People who suffer from schizophrenia often exhibit an inability to illustrate context-dependent memory, an inability to show affective valence – proper emotions, and an inability for attentional and temporal processes. Synaptic gating seems to illustrate why all of these inabilities develop. In particular, hippocampal input into the nucleus accumbens, a region of the basal ganglia, acts as a gate creating a more depolarized up state within the accumbens neurons allowing them to be more receptive to innervation from the prefrontal cortex (PFC). In addition, amygdala input, in much the same way, acts as a gate creating a more depolarized state within the accumbens neurons although this depolarized state is much more transient. All in all, nucleus accumbens neurons are bistable. People with schizophrenia have damage to the hippocampus and amygdala illustrating improper gating and resulting in nucleus accumbens neurons being in the down position. This is why people with schizophrenia display an inability for context-dependent memory and their inability to show proper affective valence. In addition, because accumbens neurons are in the down position they are not as receptive to PFC stimulation and therefore people with schizophrenia show problems with attentional deficits. The gating theory of schizophrenia posits a bistable nucleus accumbens neuron that when gated improperly leads to a wealth of behavioral and memory deficits.

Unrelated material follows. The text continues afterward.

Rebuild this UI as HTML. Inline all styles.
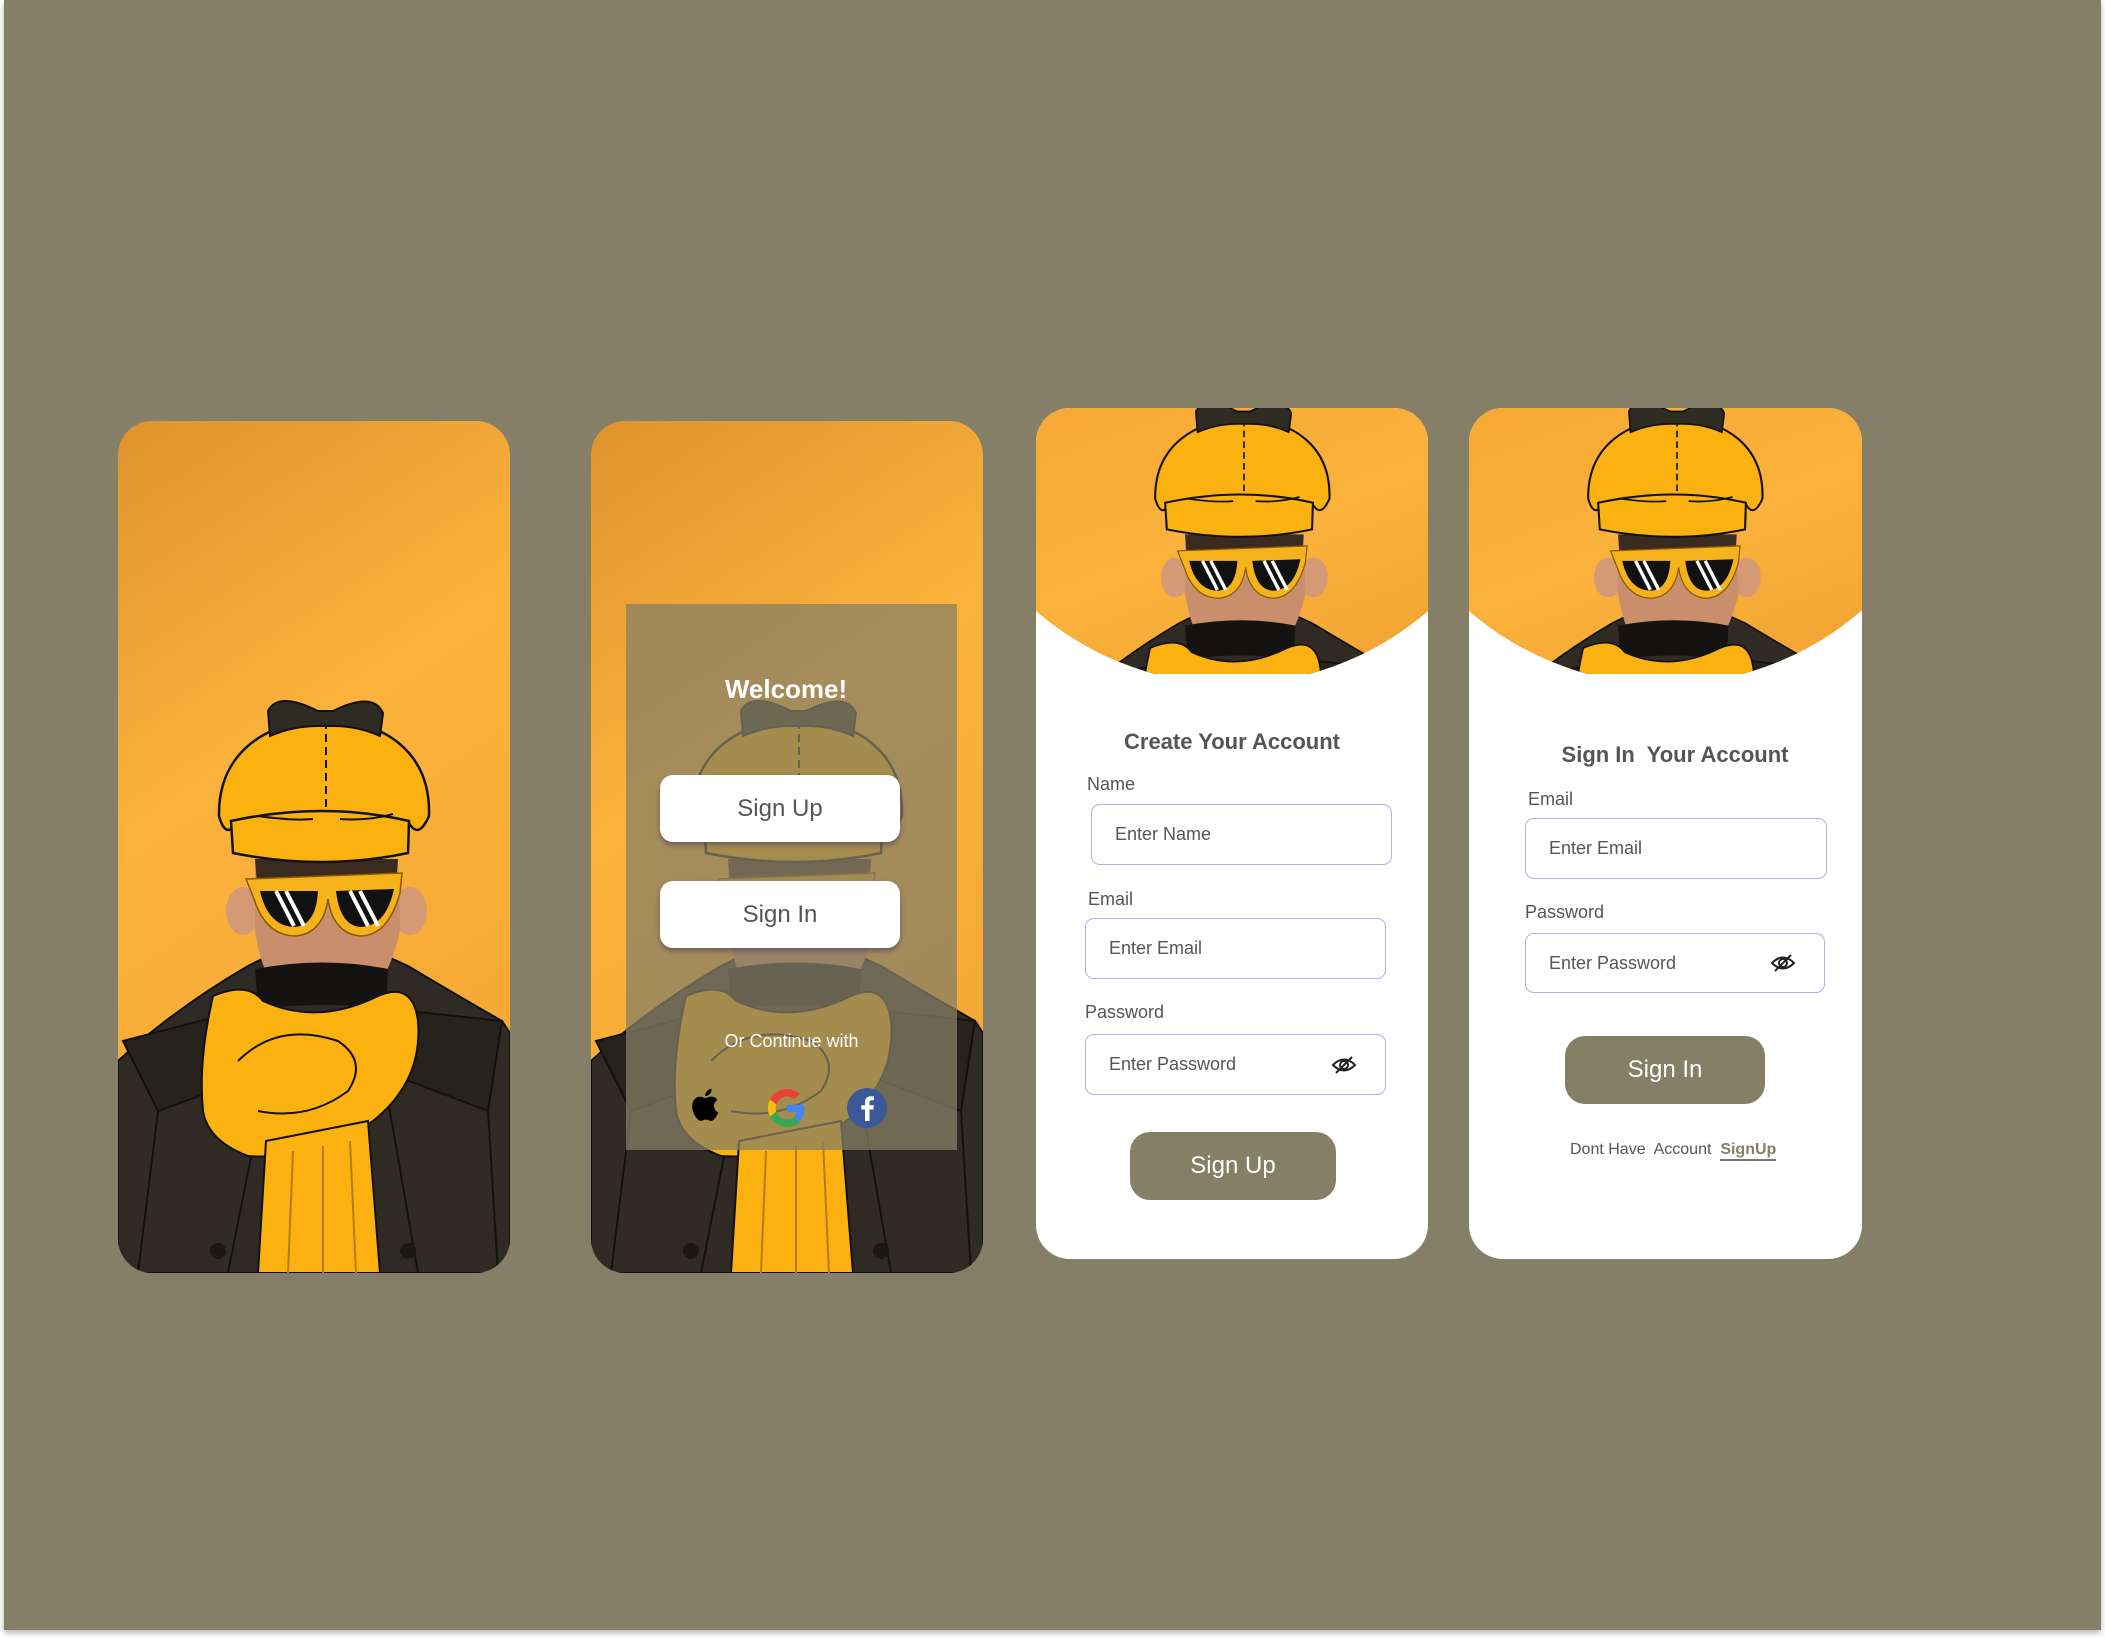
<!DOCTYPE html>
<html><head><meta charset="utf-8">
<style>
*{margin:0;padding:0;box-sizing:border-box}
html,body{width:2105px;height:1638px;background:#fff;overflow:hidden;font-family:"Liberation Sans",sans-serif}
#bg{position:absolute;left:4px;top:0;width:2097px;height:1630px;background:#847f66;box-shadow:0 3px 6px rgba(0,0,0,.3)}
.card{position:absolute;overflow:hidden;border-radius:34px}
.abs{position:absolute}
.wbtn{position:absolute;left:660px;width:240px;height:67px;background:#fff;border-radius:13px;box-shadow:0 3px 5px rgba(60,50,90,.5);color:#555;font-size:24px;text-align:center;line-height:67px}
.lbl{position:absolute;font-size:18px;color:#555}
.inp{position:absolute;border:1.5px solid #b3acee;border-radius:9px;font-size:18px;color:#555;padding-left:23px;display:flex;align-items:center}
.obtn{position:absolute;background:#857f66;border-radius:20px;color:#fff;font-size:24px;text-align:center}
.title{position:absolute;font-size:22px;font-weight:bold;color:#555;text-align:center;width:392px}
.eye{position:absolute;right:28px;top:50%;margin-top:-10px}
.top{position:absolute;left:0;top:0;height:266px;overflow:hidden;clip-path:circle(300px at 196px -24px);background:linear-gradient(160deg,#f7a835,#fbb23c 50%,#f0a232)}
</style></head><body>
<div id="bg"></div>
<svg width="0" height="0" style="position:absolute">
<defs>
<linearGradient id="og" x1="0" y1="0" x2="0.3" y2="1"><stop offset="0" stop-color="#df932e"/><stop offset=".45" stop-color="#fbb23c"/><stop offset="1" stop-color="#f5a834"/></linearGradient>
<g id="fig">
<path d="M0,852 L0,640 L20,622 Q70,580 130,545 L180,520 L235,520 L290,545 Q340,575 384,600 L392,612 L392,852 Z" fill="#2f2b24" stroke="#111" stroke-width="2"/>
<path d="M5,620 L120,590 L150,650 L40,690 Z" fill="#26231d" stroke="#111" stroke-width="2"/>
<path d="M384,600 L290,590 L265,650 L370,690 Z" fill="#26231d" stroke="#111" stroke-width="2"/>
<path d="M40,690 L20,852 M370,690 L380,852 M150,650 L110,852 M265,650 L300,852" stroke="#111" stroke-width="2" fill="none"/>
<circle cx="100" cy="830" r="8" fill="#1a1815"/><circle cx="290" cy="830" r="8" fill="#1a1815"/>
<ellipse cx="125" cy="490" rx="17" ry="24" fill="#d49a75"/>
<ellipse cx="292" cy="490" rx="17" ry="24" fill="#d49a75"/>
<path d="M137,440 L280,440 L282,510 Q270,560 250,575 L165,575 Q145,560 137,510 Z" fill="#c98f6c"/>
<path d="M137,438 L280,438 L278,462 L139,462 Z" fill="#3a2a20"/>
<path d="M137,548 Q205,535 270,548 L268,588 Q205,580 140,588 Z" fill="#141312"/>
<path d="M95,575 Q130,560 145,580 Q200,605 260,575 Q295,560 300,600 Q305,660 255,700 Q200,740 130,735 Q90,720 85,690 Q80,640 95,575 Z" fill="#fbb10f" stroke="#111" stroke-width="2"/>
<path d="M120,640 Q160,600 220,620 Q250,640 230,670 Q190,700 140,690" fill="none" stroke="#111" stroke-width="2"/>
<path d="M148,720 L250,700 L262,852 L140,852 Z" fill="#fbb10f" stroke="#111" stroke-width="2"/>
<path d="M175,730 L170,852 M205,725 L205,852 M232,720 L238,852" stroke="#b57d08" stroke-width="2"/>
<path d="M128,458 L284,452 L282,472 Q270,515 242,515 Q215,512 210,478 Q205,512 178,515 Q148,515 136,478 Z" fill="#f6b21a" stroke="#8a5a00" stroke-width="1.5"/>
<path d="M142,470 L200,470 Q198,505 176,506 Q150,505 142,470 Z" fill="#111"/>
<path d="M218,470 L276,468 Q268,505 243,506 Q222,505 218,470 Z" fill="#111"/>
<path d="M158,470 L176,505 M168,470 L186,505 M232,470 L250,505 M242,470 L260,505" stroke="#fff" stroke-width="4"/>
<path d="M101,395 C100,330 150,300 208,298 C265,300 313,330 311,395 Q300,420 290,400 L120,400 Q108,420 101,395 Z" fill="#fbb10f" stroke="#111" stroke-width="2.5"/>
<path d="M208,300 L208,430" stroke="#111" stroke-width="2" stroke-dasharray="8 5"/>
<path d="M113,400 Q205,380 291,400 L290,432 Q205,450 115,432 Z" fill="#fbb10f" stroke="#111" stroke-width="2.5"/>
<path d="M140,395 Q175,400 195,398 M222,398 Q250,400 275,393" stroke="#111" stroke-width="2" fill="none"/>
<path d="M150,290 Q160,270 200,290 L215,290 Q255,270 265,292 L262,315 Q240,305 215,305 L200,305 Q175,305 152,315 Z" fill="#2d2b22" stroke="#111" stroke-width="2"/>
</g>
<g id="guy"><rect width="392" height="852" fill="url(#og)"/><use href="#fig"/></g>
</defs>
</svg>

<div class="card" style="left:118px;top:421px;width:392px;height:852px">
<svg width="392" height="852"><use href="#guy"/></svg>
</div>

<div class="card" style="left:591px;top:421px;width:392px;height:852px">
<svg width="392" height="852"><use href="#guy"/></svg>
</div>
<div class="abs" style="left:626px;top:604px;width:331px;height:546px;background:rgba(133,127,102,.74)"></div>
<div class="abs" style="left:626px;top:674px;width:320px;text-align:center;color:#fff;font-size:26px;font-weight:bold">Welcome!</div>
<div class="wbtn" style="top:775px">Sign Up</div>
<div class="wbtn" style="top:881px">Sign In</div>
<div class="abs" style="left:626px;top:1031px;width:331px;text-align:center;color:#fff;font-size:18px">Or Continue with</div>
<svg class="abs" style="left:688px;top:1085px" width="38" height="40" viewBox="0 0 24 24"><path fill="#000" d="M16.4 12.6c0-2.6 2.1-3.8 2.2-3.9-1.2-1.8-3.1-2-3.700-2-1.6-.2-3.1.9-3.9.9-.8 0-2-.9-3.3-.9-1.7 0-3.3 1-4.200 2.5-1.8 3.100-.5 7.700 1.300 10.200.9 1.200 1.900 2.600 3.200 2.600 1.300-.1 1.800-.8 3.300-.8 1.600 0 2 .8 3.300.8 1.400 0 2.300-1.300 3.100-2.500 1-1.400 1.400-2.800 1.400-2.900-.1 0-2.700-1-2.700-4zM13.9 4.9c.7-.9 1.2-2 1-3.2-1 0-2.3.7-3 1.6-.7.8-1.2 2-1.1 3.1 1.2.1 2.3-.6 3.1-1.5z"/></svg>
<svg class="abs" style="left:768px;top:1089px" width="38" height="38" viewBox="0 0 48 48"><path fill="#EA4335" d="M24 9.5c3.5 0 6.7 1.2 9.2 3.6l6.9-6.9C35.9 2.4 30.4 0 24 0 14.6 0 6.6 5.4 2.6 13.3l8 6.2C12.6 13.6 17.8 9.5 24 9.5z"/><path fill="#4285F4" d="M46.1 24.5c0-1.6-.1-3.1-.4-4.5H24v9h12.4c-.5 2.9-2.2 5.4-4.7 7l7.7 6c4.5-4.1 6.7-10.2 6.7-17.5z"/><path fill="#FBBC05" d="M10.5 28.6c-.5-1.5-.8-3-.8-4.6s.3-3.1.8-4.6l-8-6.2C.9 16.5 0 20.1 0 24s.9 7.5 2.6 10.8l7.9-6.2z"/><path fill="#34A853" d="M24 48c6.5 0 11.9-2.1 15.9-5.8l-7.7-6c-2.2 1.5-5 2.3-8.2 2.3-6.2 0-11.4-4.2-13.3-9.8l-8 6.2C6.6 42.6 14.6 48 24 48z"/></svg>
<svg class="abs" style="left:846px;top:1087px" width="42" height="42" viewBox="0 0 42 42"><circle cx="21" cy="21" r="20" fill="#3b5998"/><path fill="#fff" d="M23.5 34V22.5h3.8l.6-4.3h-4.4v-2.8c0-1.2.4-2.1 2.2-2.1h2.3V9.5c-.4 0-1.8-.2-3.4-.2-3.3 0-5.6 2-5.6 5.8v3.1h-3.7v4.3H19V34z"/></svg>

<div class="card" style="left:1036px;top:408px;width:392px;height:851px;background:#fff">
<div class="top" style="width:392px">
<svg width="392" height="266"><g transform="translate(208,1) scale(.83) translate(-208,-287)"><use href="#fig"/></g></svg>
</div>
<div class="title" style="top:321px">Create Your Account</div>
<div class="lbl" style="left:51px;top:366px">Name</div>
<div class="inp" style="left:55px;top:396px;width:301px;height:61px">Enter Name</div>
<div class="lbl" style="left:52px;top:481px">Email</div>
<div class="inp" style="left:49px;top:510px;width:301px;height:61px">Enter Email</div>
<div class="lbl" style="left:49px;top:594px">Password</div>
<div class="inp" style="left:49px;top:626px;width:301px;height:61px">Enter Password
<svg class="eye" width="26" height="20" viewBox="0 0 26 20"><path d="M2,10 Q13,-1 24,10 Q13,21 2,10 Z" fill="none" stroke="#222" stroke-width="2"/><circle cx="13" cy="10" r="4" fill="none" stroke="#222" stroke-width="2"/><path d="M5,18 L21,2" stroke="#222" stroke-width="2"/></svg></div>
<div class="obtn" style="left:94px;top:724px;width:206px;height:68px;line-height:68px">Sign Up</div>
</div>

<div class="card" style="left:1469px;top:408px;width:393px;height:851px;background:#fff">
<div class="top" style="width:393px">
<svg width="393" height="266"><g transform="translate(208,1) scale(.83) translate(-208,-287)"><use href="#fig"/></g></svg>
</div>
<div class="title" style="top:334px;left:10px">Sign In&nbsp; Your Account</div>
<div class="lbl" style="left:59px;top:381px">Email</div>
<div class="inp" style="left:56px;top:410px;width:302px;height:61px">Enter Email</div>
<div class="lbl" style="left:56px;top:494px">Password</div>
<div class="inp" style="left:56px;top:525px;width:300px;height:60px">Enter Password
<svg class="eye" width="26" height="20" viewBox="0 0 26 20"><path d="M2,10 Q13,-1 24,10 Q13,21 2,10 Z" fill="none" stroke="#222" stroke-width="2"/><circle cx="13" cy="10" r="4" fill="none" stroke="#222" stroke-width="2"/><path d="M5,18 L21,2" stroke="#222" stroke-width="2"/></svg></div>
<div class="obtn" style="left:96px;top:628px;width:200px;height:68px;line-height:68px">Sign In</div>
<div class="abs" style="left:101px;top:733px;font-size:16px;color:#555;white-space:nowrap">Dont Have&nbsp; Account&nbsp; <span style="color:#857f66;font-weight:bold;border-bottom:2px solid #777;padding-bottom:1px">SignUp</span></div>
</div>
</body></html>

==Current and future research==
Current research now has shed light on the fact that the bistability of a neuron may be part of a larger bistable neural network. Evidence of a bistable network has been shown with the interneurons of the auditory cortex. The stable states of this auditory cortex network are either synchronous or antisynchronous, which illustrates its bistable nature. When auditory interneurons were coupled with electrical and chemical inhibitory synapses, a bimodal firing pattern was observed. This bimodal pattern illustrates the bistability of the network to fire at either a synchronous or antisynchronous state. These two states could be modes by which an individual perceives different frequencies in sound waves. Future research is looking into whether this bistable network embodies many of the properties of a bistable neuron, and if there is a larger gatekeeper modulating the network as a whole.

It has been shown that nucleus accumbens neurons are capable of being gated because they are bistable. Recent evidence has shown that neurons in the cortex are also bistable, and thus also able to be gated. There appear to be three different types of gating circuits – one that is controlled by the cortex, one that is controlled by the association nuclei in the thalamus, and one that is controlled by circuits spanning the basal ganglia, cortex, and the thalamus. Strong evidence has concluded that gating from thalamus impacts the prefrontal cortex response from the hippocampus. This is seen as either an enhancement or a suppression illustrating the bistability of the process. It has been proven that nucleus accumbens neurons act as a gate yet do the neurons in the cortex act in the same manner? Future research will look at similarities between the two sets of bistable neurons. In addition, the mechanism of shifting the bistable neurons to their “down” state needs to be expanded upon. This state leads to inhibition and thus are their inhibitory interneurons that modulate this shift and if so are inhibitory neurotransmitters such as GABA involved? Lastly, neurons capable of modulating gates such as hippocampal and thalamic neurons can contact many different areas of the brain. With increasing research saying that neurons in the cortex, nucleus accumbens, and cerebellum are all able to be gated, can the hippocampus modulate the signals for all of these and if so can it connect these different brain areas into a much larger neural network capable of being modulated all at once? These are the questions at the heart of synaptic gating in the future.